As a vague and contested term, l'étatisme emerged in France and then spread throughout Europe in the late 19th or early 20th century, either as a transliteration (German Etatismus, Polish etatyzm, and Swedish etatism) or in the form of a calque (Italian statalismo, Spanish estatismo, Portuguese estadismo, Turkish Devletçilik, and Finnish Valtiojohtoisuu), or as both transliteration and calque (RussianNone; English etatism, statism; and Dutch etatisme, statisme). Later, there emerged transliterations of the English term (e.g., Lithuanian statizmas).

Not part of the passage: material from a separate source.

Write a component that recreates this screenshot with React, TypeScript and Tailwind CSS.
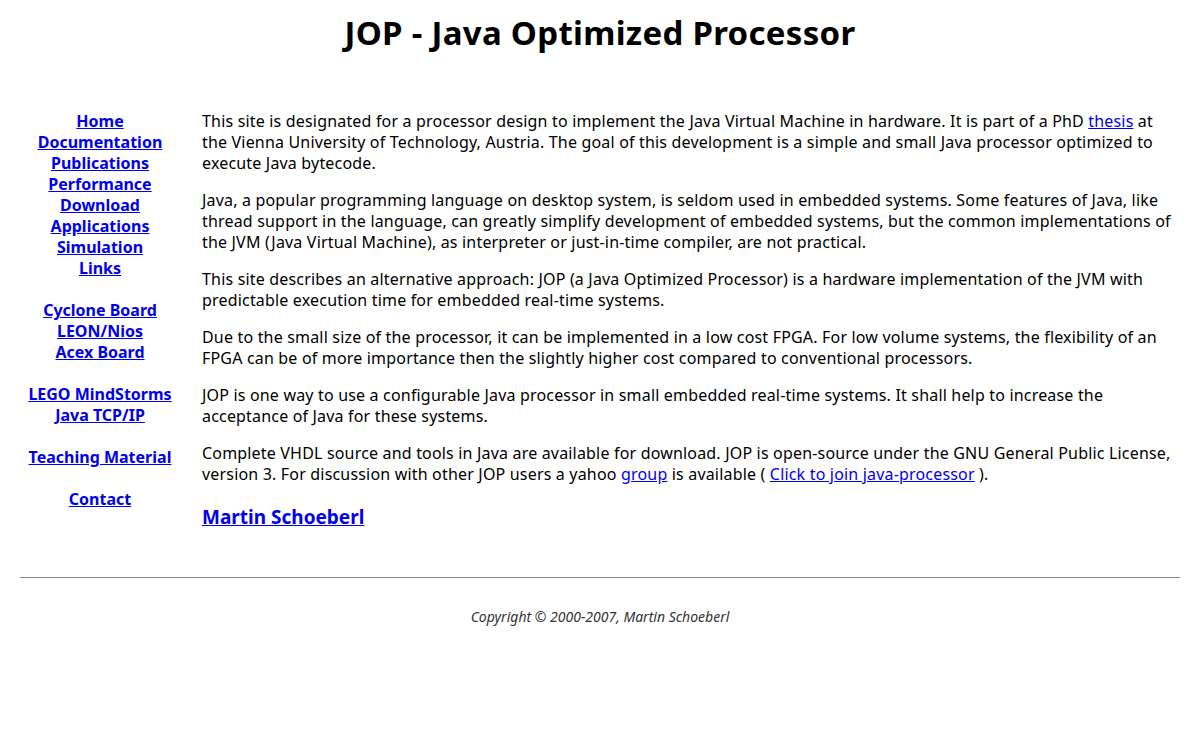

The idea of the supremacy of state emerged much earlier then the term l'étatisme. Soon after Niccolò Machiavelli and Francesco Guicciardini coined the word stato in early 16th century, signoral or kingly supremacy over a territorial polity was gradually depersonalized and conceptualized as a core notion of political order. In the mid-17th century, Thomas Hobbes identified the state as “Mortal God, to which wee owe under the Immortal God, our peace and defence” (Leviathan, chap. 17) or as the ultimate and supreme authority. He claimed that there was no power on earth to be compared with the Leviathan—“Non est potestas Super Terram quae Comparetur ei” (There is no power on earth that can be compared with him). Accordingly, the state was to be a departure point for all political thinking and practice.

Historical Evolution

Further development of statism in the 17th and 18th centuries was challenged both by its repersonalization by absolute monarchs (as in Louis XIV of France's declaration “L'Etat c'est moi”) and by attempts to usurp state prerogatives by political factions of all kinds. At the same time, the viability of the idea of state supremacy was confirmed by “public policy science” (Polizeiwissenschaft) and constitutionalism. They highlighted the transition from “state of estates” (Ständestaat) to “good-policy state” (Polizeistaat), and then to various forms of limited monarchy, and finally to constitutional ones.

A major problem was posed by a lack of clarity about the source or sources of state authority. A conflict of alternative viewpoints ranging from divine to popular mandate made the idea of state supremacy highly contestable. It was Georg Wilhelm Friedrich Hegel who tried to develop a decidedly abstract perspective that would justify philosophically the supremacy of the state. In his Elements of the Philosophy of Right (Grundlinien der Philosophie des Rechts), he further developed the Hobbesian idea of the state as Mortal God:

The state is the march of God through the world. Its foundation is the power of reason that implements itself as will. To pursue the idea of state one has to consider not specific states but the idea for itself or the actual God. (sec. 258 addendum)

In other words, the idea of the state could not be reduced to specific instances but should be enhanced to the higher abstraction of transhistorical development. The state was made a part of the divine strategy, not a mere product of human endeavor. To this day, Hegel's claim remains the purest expression of the philosophical justification of statism.